As part of a recent overview of carbonyl sulfide and its role in terrestrial ecosystems (Whelan et al., 2018), reviewed the state of our understanding of the global OCS cycle and its applications to ecosystem carbon cycle science. They found that OCS uptake is correlated well to plant carbon uptake, especially at the regional scale and that OCS can be used in conjunction with other independent measures of ecosystem function, like solar-induced fluorescence and carbon and water isotope studies. This review highlighted a number of important gaps in our understanding of the total OCS budget and more work needs to be done to generate global coverage for OCS observations and to link this powerful atmospheric tracer to systems where fundamental questions concerning the carbon and water cycle remain.

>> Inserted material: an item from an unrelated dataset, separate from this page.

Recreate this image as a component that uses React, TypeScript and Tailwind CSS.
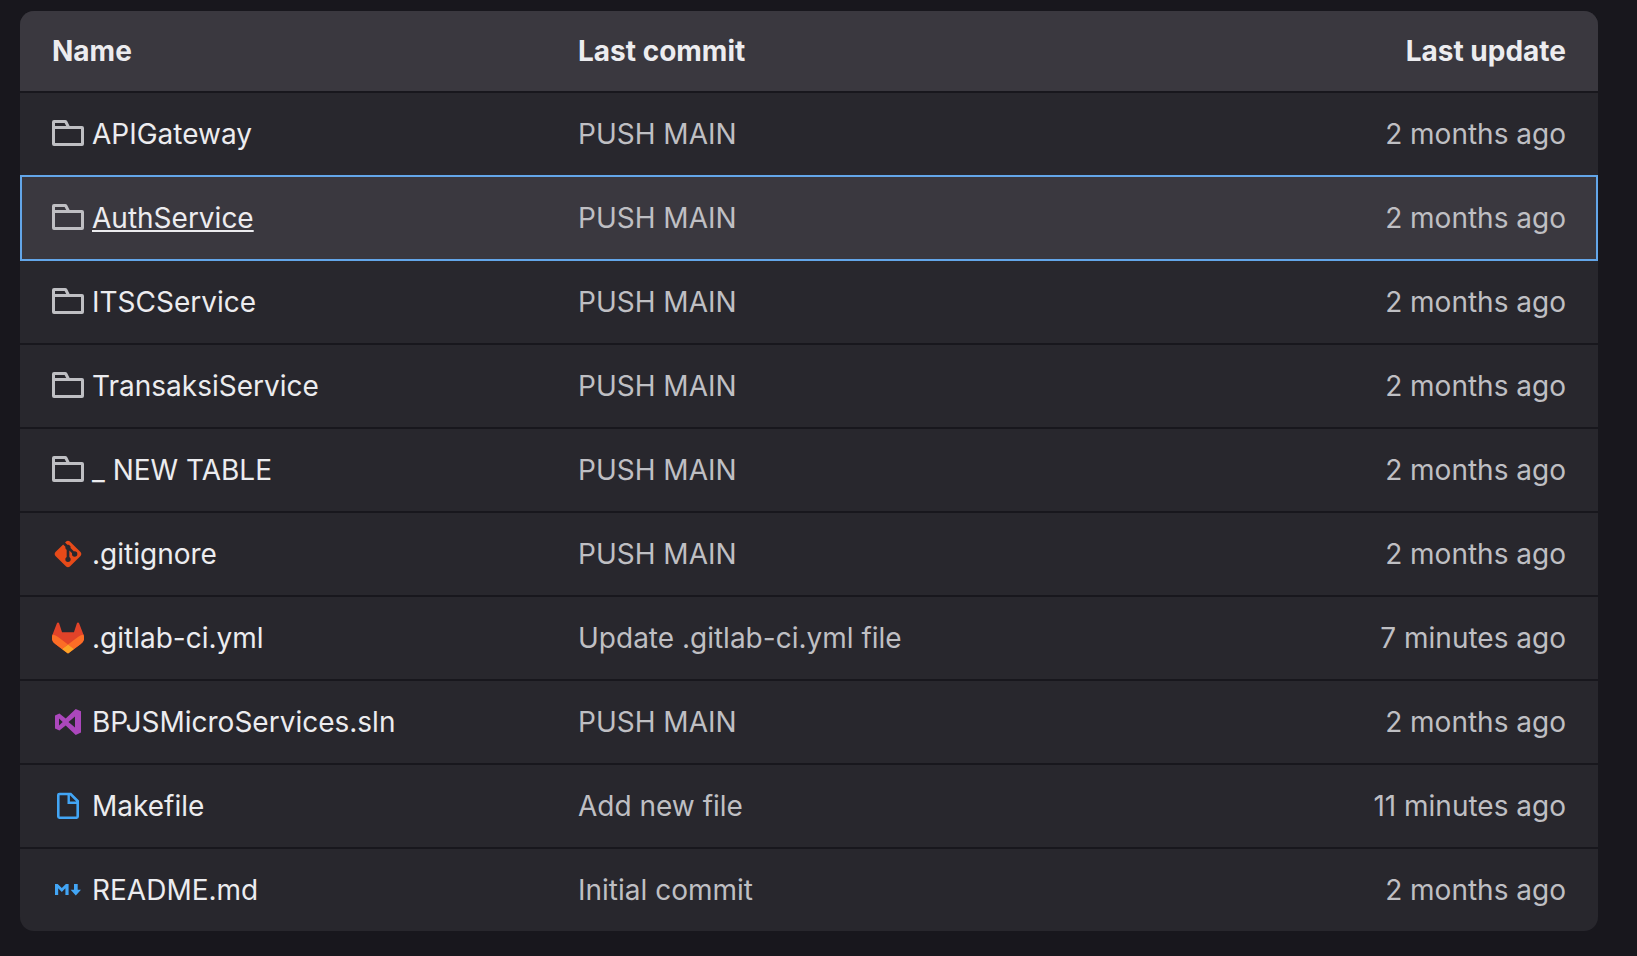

Measurements of OCS fluxes above Harvard Forest (a mixed forest east of Boston, MA) for three years allow us to compile an extensive dataset to investigate the role of stomatal conductance in the ecosystem carbon cycle in a mixed mid-latitude forest. Recent publications: Commane et al., PNAS, 2015, Wehr et al., Biogeosciences, 2017.

We measured OCS mixing ratios along the coast of California, through San Francisco Bay into the Sacramento as part of the CalNex project. We sampled outflow from the Redwood forests of California and measured high OCS emissions from some unexpected anthropogenic sources: Commane et al., 2013. Campbell et al., JGR-Biogeosciences, 2018 also used this data to estimate the impact of fog on stomatal conductance on the regional scale. 


From years of measurements of OCS fluxes above Harvard Forest (a mixed forest east of Boston, MA) to the measurement of the OCS flux on a cruise to the North Atlantic (WACS) and OCS mixing ratios into the San Francisco Bay area (CalNex), we have learned a great deal about carbonyl sulfide in the past few years.